So my IPhone 7 plus blew up this morning 🤗 was not even using it, literally no explanation for this pic.twitter.com/sQ8CJt4Y69
— Bree✨ (@briannaolivas_) February 23, 2017
"Dude, what the f***?! Are you f****** serious right now?" says 18-year-old Brianna Olivas, of Tucson, Arizona, in the video, which clearly displayed smoke rising from an iPhone.
The video has over a million views and nearly 30,000 retweets on Twitter. Olivas claims to have bought her phone Tuesday, but it would not turn on. She took it to an Apple store where employees tested the phone and restored its functionality.

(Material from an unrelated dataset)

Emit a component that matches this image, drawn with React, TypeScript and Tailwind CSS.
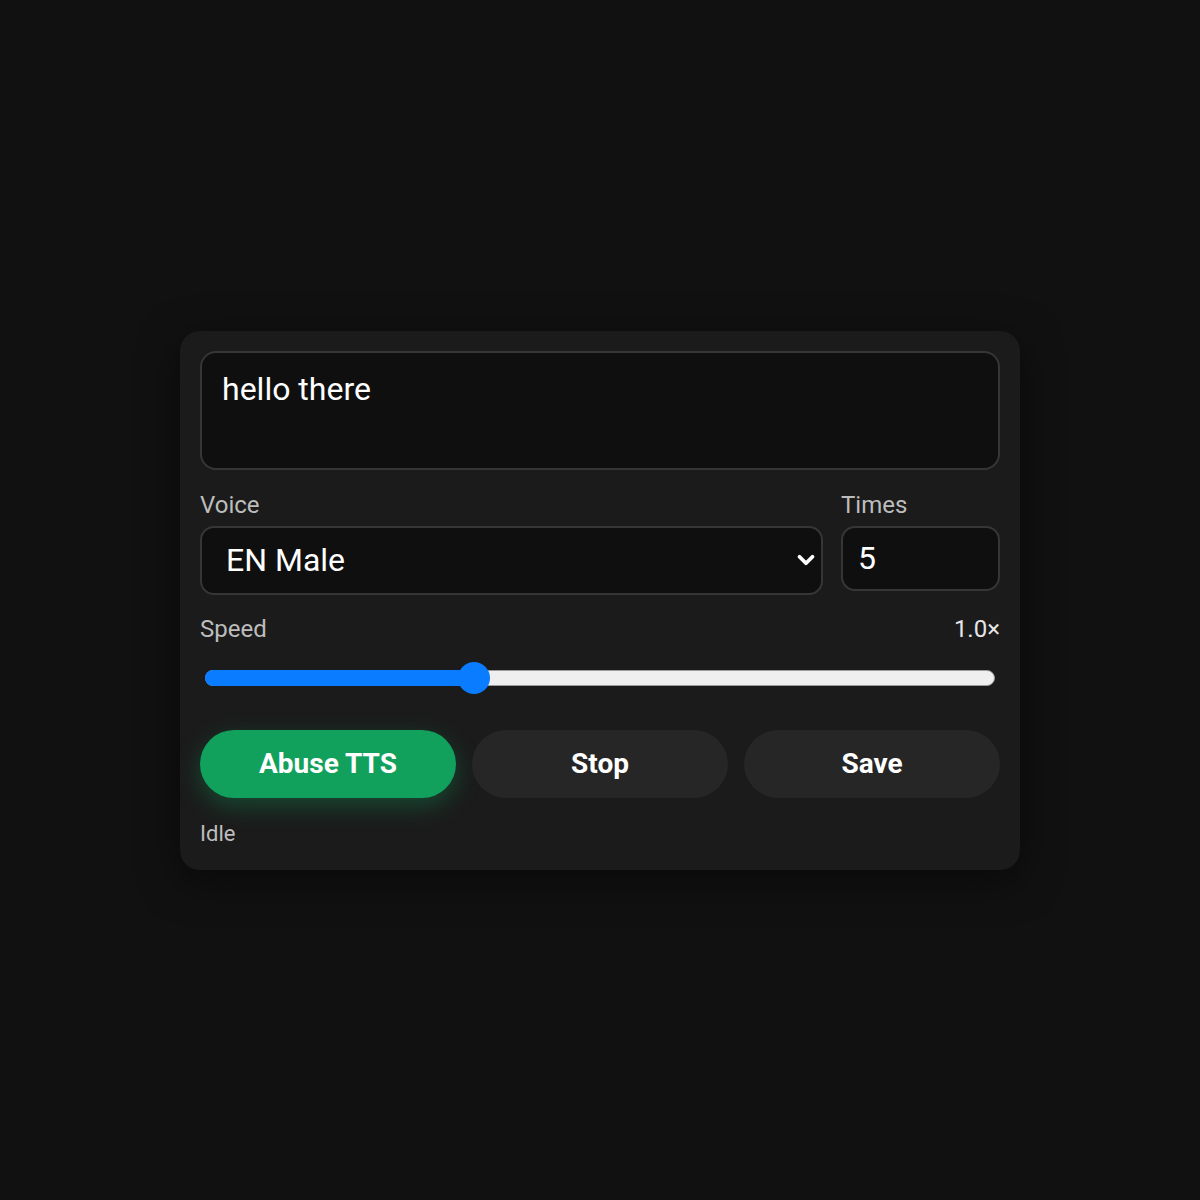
import { ChevronDown } from "lucide-react";

export default function App() {
  const speed = 1.0;
  const pct = 34;

  return (
    <div className="min-h-[1200px] w-full bg-[#111111] flex items-center justify-center font-['Roboto',sans-serif]">
      <div className="w-[840px] bg-[#1b1b1b] rounded-[20px] px-5 pt-5 pb-[22px] shadow-[0_10px_40px_rgba(0,0,0,0.5)]">
        <div className="h-[119px] bg-[#0f0f0f] border-2 border-[#363636] rounded-[16px] px-5 py-[14px] text-[32px] text-white leading-[44px]">
          hello there
        </div>

        <div className="flex gap-[18px] mt-[21px]">
          <div className="flex-1">
            <div className="text-[24px] text-[#bdbdbd] leading-[28px] mb-[7px]">Voice</div>
            <div className="h-[69px] bg-[#0f0f0f] border-2 border-[#363636] rounded-[14px] flex items-center justify-between pl-6 pr-[2px]">
              <span className="text-[32px] text-white">EN Male</span>
              <ChevronDown className="w-[26px] h-[26px] text-white" strokeWidth={3.5} />
            </div>
          </div>
          <div className="w-[159px]">
            <div className="text-[24px] text-[#bdbdbd] leading-[28px] mb-[7px]">Times</div>
            <div className="h-[65px] bg-[#0f0f0f] border-2 border-[#363636] rounded-[14px] flex items-center pl-[15px]">
              <span className="text-[32px] text-white">5</span>
            </div>
          </div>
        </div>

        <div className="flex justify-between items-center mt-[20px] text-[24px] leading-[28px]">
          <span className="text-[#bdbdbd]">Speed</span>
          <span className="text-[#e6e6e6]">{speed.toFixed(1)}×</span>
        </div>

        <div className="relative h-[32px] mt-[19px] mx-[5px]">
          <div className="absolute left-0 right-0 top-[8px] h-[16px] rounded-full bg-[#efefef] border border-[#9a9a9a]" />
          <div className="absolute left-0 top-[8px] h-[16px] rounded-full bg-[#0a7cff]" style={{ width: `${pct}%` }} />
          <div className="absolute top-0 w-[32px] h-[32px] rounded-full bg-[#0a7cff] -translate-x-1/2" style={{ left: `${pct}%` }} />
        </div>

        <div className="grid grid-cols-3 gap-4 mt-[36px]">
          <button className="h-[68px] rounded-full bg-[#12a15d] text-white text-[28px] font-bold shadow-[0_8px_24px_rgba(18,161,93,0.35)]">
            Abuse TTS
          </button>
          <button className="h-[68px] rounded-full bg-[#262626] text-white text-[28px] font-bold">Stop</button>
          <button className="h-[68px] rounded-full bg-[#262626] text-white text-[28px] font-bold">Save</button>
        </div>

        <div className="mt-[22px] text-[22px] text-[#bdbdbd] leading-[28px]">Idle</div>
      </div>
    </div>
  );
}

"The next morning I was asleep with my phone charging next to my head, my boyfriend grabbed the phone and put it on the dresser," she told Mashable. "He went the the [sic] restroom… and from the corner of his eye he saw my phone steaming and [heard] a squealing noise."
"By the time he got over to the phone it had already caught fire, he quickly grabbed the phone and threw it in the restroom… as soon as he threw it in the restroom is [sic] blew up and more smoke started coming out of the phone."
@briannaolivas_ pic.twitter.com/MLllo8DvSa
— Bree✨ (@briannaolivas_) February 23, 2017
Olivas gave the destroyed phone to Apple, and they are trying to discern the cause of the fire. The most common cause for incidents of iPhones fatally overheating is when they are charged with knock-off devices, instead of an authentic Apple charger. However, Olivas claims that she was using the charger that was sold with her phone.
The other likely cause would be a factory error, but the phone passed the Apple store's diagnostic tests with no issues reported.
In 2016, Samsung went through a similar ordeal with the Galaxy Note 7. Defective lithium-ion batteries caused the devices to occasionally short circuit and even ignite. Samsung recalled the phones, and eventually scrapped the model when their fixes failed. The product's failure resulted in $10 billion in losses to the tech giant, something Apple would like to avoid.
The damage has already begun, however, as Apple stock tumbled, from $137.37 to $135.48 after the video went viral, a 1.4 percent decline.
Apple says that they expect to know more soon. "We are in touch with the customer and looking into it," they said in a statement.
Overall, iPhones rarely catch fire. The last incident to make news was in October 2016, when an iPhone 7 caught on fire in Australia, destroying the owner's car in the process. Apple did not release an official explanation for why that phone exploded.
"All of this has been causing me really bad anxiety," Olivas told Gizmodo. "It's not severe, but my anxiety has never been this bad. My mother is involved and right now she's just worried about making me feel better."